As the movement of this substance in this ripple world I walk this point, realizing that this walk is movement, that a step is a step in only what is here.
I am on a bus in London, I am travelling to meet my brother. A new addition to my diary of regrets: a thought comes up, ‘I should not have said what I just said to X’, a momentary regret, and instantly my head jerks down away from here in which I breathe, into the distraction of regret. My face turns down and left towards the detail of a transfer on the glass, my thumb moves in to scratch the edge up with its nail, its like I am trying to remove this small black symbol, and words I do not read, and then I realize that I’ve gone into this experience of regret and the re-affirmation of this self-interest alignment of me as energy. I stop, I breathe, I do not accept this thought that I did not do what I should have done within the moralities of mind.

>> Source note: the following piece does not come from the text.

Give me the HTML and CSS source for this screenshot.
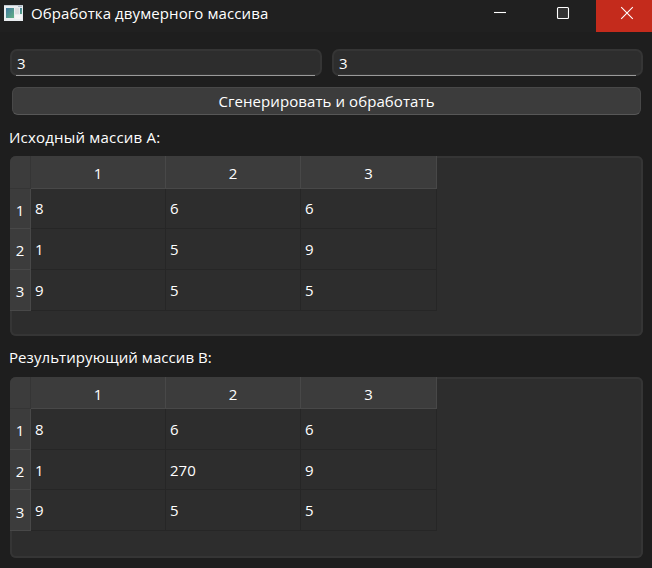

I cannot erase a ripple of consequence or deny it or allow myself to react to it within the negativity of my own self judgement but only walk what is actually here of me in this actual movement of this walk of me to life.
That it was so, that in that moment that I did not stand as life remains.
A meeting with my brother. He gave to me in the sharing of his system which is mine. We sheltered from the rain. We were like two voices in a museum. Amongst the consequences of the world encased in glass he shared with me regrets, like moments in a life-review. He showed to me the regret of all regrets that Here I did not Stand.